Nota-se um esforço da Vatra em proporcionar momentos de tensão à medida que exploramos os espaços, mas é tudo demasiado previsível. Temos alguns sustos ocasionais como corvos a quebrar janelas ou ramos de uma árvore a rachar, segmentos em que temos que praticar equilibrismo, zonas sem visibilidade, chuva, corredores infinitos, explosões, enfim, um monte de elementos desenhados para nos colocar em tensão, mas isso infelizmente não é tudo num survival horror, os ambientes não estimulam o imaginário, é tudo demasiado explícito.

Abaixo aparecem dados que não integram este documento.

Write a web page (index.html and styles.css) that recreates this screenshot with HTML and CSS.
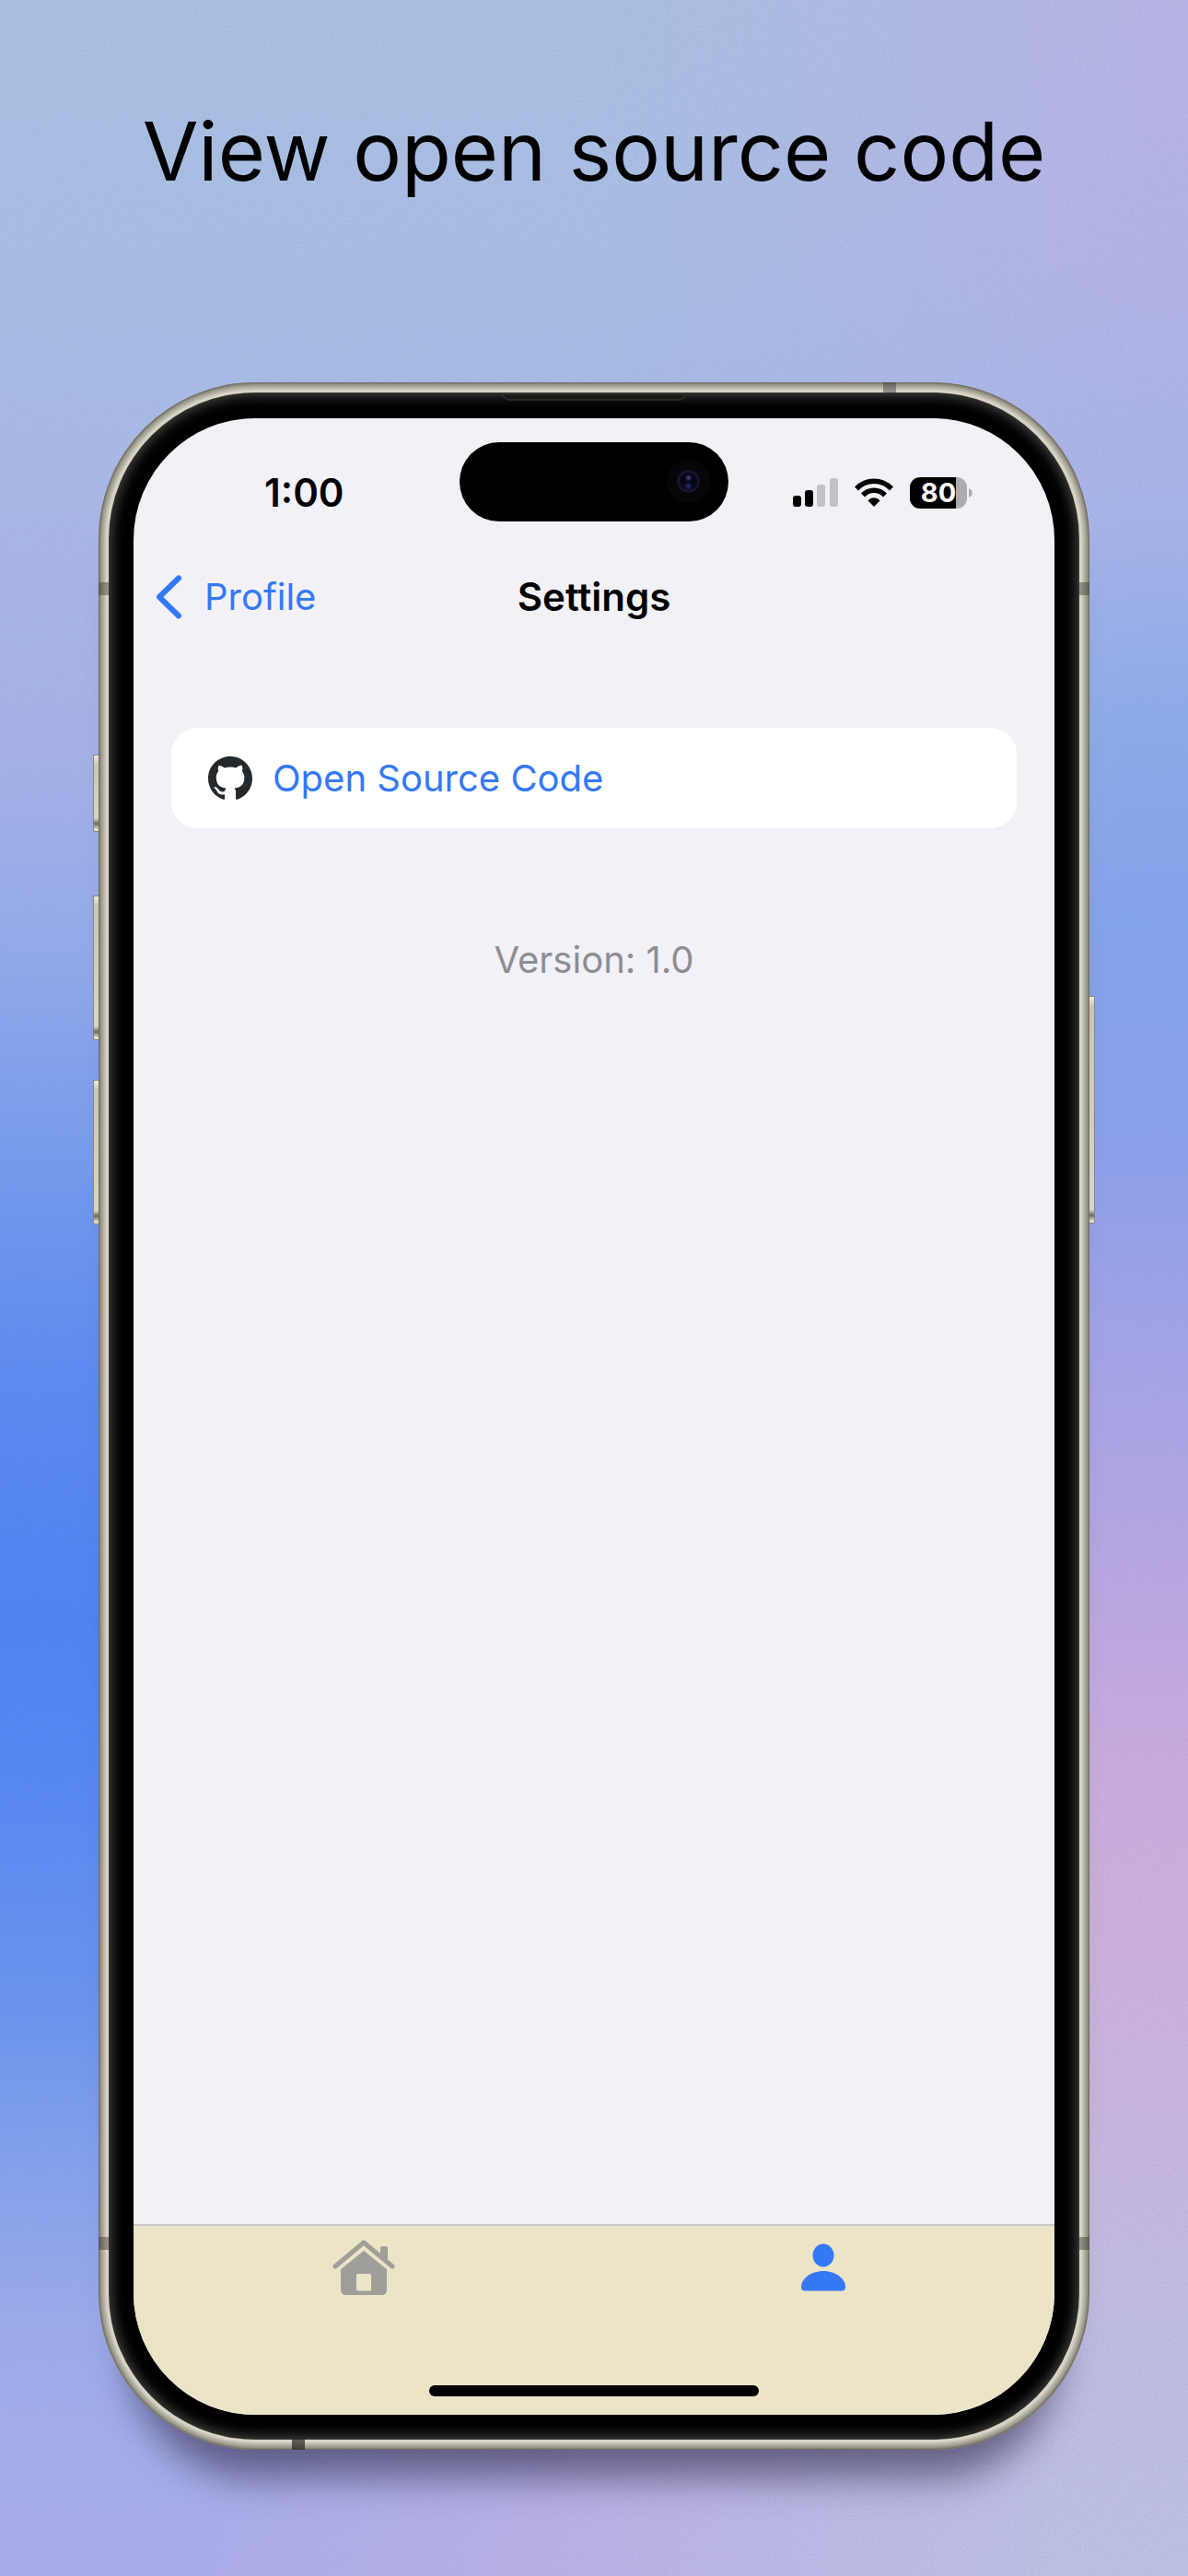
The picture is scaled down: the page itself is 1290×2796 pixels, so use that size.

O desconhecido é sempre intrigante e assustador, o impulso humano em saber, em entender para se adaptar. Este foi um dos aspetos que fez de Silent Hill 2 um clássico no género, e é algo a que a série não tem conseguido recriar da melhor forma nos últimos títulos. É verdade que os edifícios que vamos encontrando são estranhos, os objetos parecem deslocados, e as raras pessoas que encontramos parecem agir como se a realidade à sua volta fosse completamente diferente da nossa. Ainda assim, o ambiente está longe de se assumir como o inimigo principal do jogo, já referi isto na antevisão, se vos perguntassem quem era o inimigo principal em Silent Hill 2, o que é que vocês diriam? O inimigo era própria cidade de Silent Hill.